[BEGIN Data segment]
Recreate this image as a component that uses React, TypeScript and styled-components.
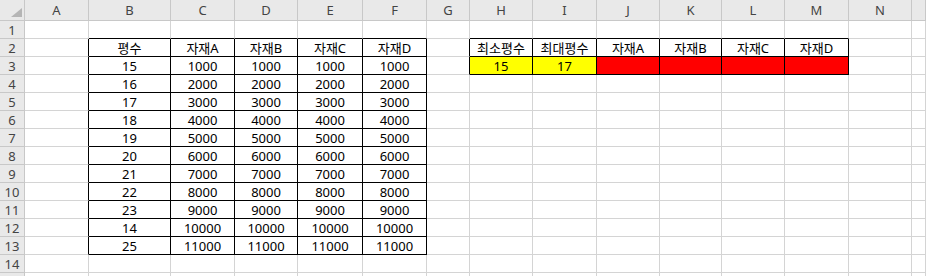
import React from "react";
import styled, { createGlobalStyle } from "styled-components";

const GlobalStyle = createGlobalStyle`
  html, body { margin: 0; padding: 0; background: #ffffff; overflow: hidden; }
  body { font-family: "Noto Sans", "Noto Sans CJK KR", sans-serif; }
`;

const COL_WIDTHS = [25, 64, 82, 64, 63, 65, 64, 43, 63, 64, 63, 62, 63, 64, 63, 14];
const COL_LETTERS = ["A", "B", "C", "D", "E", "F", "G", "H", "I", "J", "K", "L", "M", "N", ""];
const ROW_COUNT = 14;

const GRID = "#d4d4d4";
const HEAD_LINE = "#c8c8c8";
const BLACK = "#000000";

const Viewport = styled.div`
  width: 926px;
  height: 276px;
  overflow: hidden;
`;

const Sheet = styled.div`
  display: grid;
  grid-template-columns: ${COL_WIDTHS.map((w) => `${w}px`).join(" ")};
  grid-template-rows: 21px repeat(${ROW_COUNT}, 18px) 4px;
  width: 926px;
`;

const Corner = styled.div`
  background: #e9e9e9;
  border-right: 1px solid ${HEAD_LINE};
  border-bottom: 1px solid ${HEAD_LINE};
  display: flex;
  align-items: flex-end;
  justify-content: flex-end;
  padding: 0 2px 3px 0;
  box-sizing: border-box;
`;

const HeadCell = styled.div`
  background: #e9e9e9;
  border-right: 1px solid ${HEAD_LINE};
  border-bottom: 1px solid ${HEAD_LINE};
  box-sizing: border-box;
  display: flex;
  align-items: center;
  justify-content: center;
  font-size: 13px;
  line-height: 17px;
  color: #444444;
  padding-top: 1px;
  overflow: hidden;
`;

const Cell = styled.div<{ $right: string; $bottom: string; $bg: string }>`
  background: ${(p) => p.$bg};
  border-right: 1px solid ${(p) => p.$right};
  border-bottom: 1px solid ${(p) => p.$bottom};
  box-sizing: border-box;
  display: flex;
  align-items: center;
  justify-content: center;
  font-size: 13px;
  line-height: 17px;
  color: #000000;
  white-space: nowrap;
  padding-top: 1px;
`;

type CellData = { text?: string; bg?: string };

const data: Record<string, CellData> = {};
const setCell = (col: number, row: number, d: CellData) => {
  data[`${col},${row}`] = d;
};

["평수", "자재A", "자재B", "자재C", "자재D"].forEach((t, i) => setCell(1 + i, 2, { text: t }));
const pyeong = [15, 16, 17, 18, 19, 20, 21, 22, 23, 14, 25];
pyeong.forEach((p, i) => {
  const row = 3 + i;
  setCell(1, row, { text: String(p) });
  const v = String((i + 1) * 1000);
  for (let c = 2; c <= 5; c++) setCell(c, row, { text: v });
});

["최소평수", "최대평수", "자재A", "자재B", "자재C", "자재D"].forEach((t, i) =>
  setCell(7 + i, 2, { text: t })
);
setCell(7, 3, { text: "15", bg: "#ffff00" });
setCell(8, 3, { text: "17", bg: "#ffff00" });
for (let c = 9; c <= 12; c++) setCell(c, 3, { bg: "#ff0000" });

const inBordered = (col: number, row: number) =>
  (col >= 1 && col <= 5 && row >= 2 && row <= 13) ||
  (col >= 7 && col <= 12 && row >= 2 && row <= 3);

const CornerTriangle = () => (
  <svg width="11" height="9" viewBox="0 0 11 9">
    <polygon points="11,0 11,9 0,9" fill="#b5b5b5" />
  </svg>
);

export default function App() {
  const cells: React.ReactNode[] = [];
  cells.push(
    <Corner key="corner">
      <CornerTriangle />
    </Corner>
  );
  COL_LETTERS.forEach((l, i) => cells.push(<HeadCell key={`h-${i}`}>{l}</HeadCell>));

  for (let r = 1; r <= ROW_COUNT + 1; r++) {
    cells.push(<HeadCell key={`r-${r}`}>{r <= ROW_COUNT ? r : ""}</HeadCell>);
    for (let c = 0; c < COL_LETTERS.length; c++) {
      const d = data[`${c},${r}`] || {};
      const right = inBordered(c, r) || inBordered(c + 1, r) ? BLACK : GRID;
      const bottom = inBordered(c, r) || inBordered(c, r + 1) ? BLACK : GRID;
      cells.push(
        <Cell key={`${c}-${r}`} $right={right} $bottom={bottom} $bg={d.bg || "#ffffff"}>
          {d.text}
        </Cell>
      );
    }
  }

  return (
    <>
      <GlobalStyle />
      <Viewport>
        <Sheet>{cells}</Sheet>
      </Viewport>
    </>
  );
}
[END Data segment]
Extract from the material all lines containing the string "components".

Recreate this image as a component that uses React, TypeScript and styled-components.
import styled, { createGlobalStyle } from "styled-components";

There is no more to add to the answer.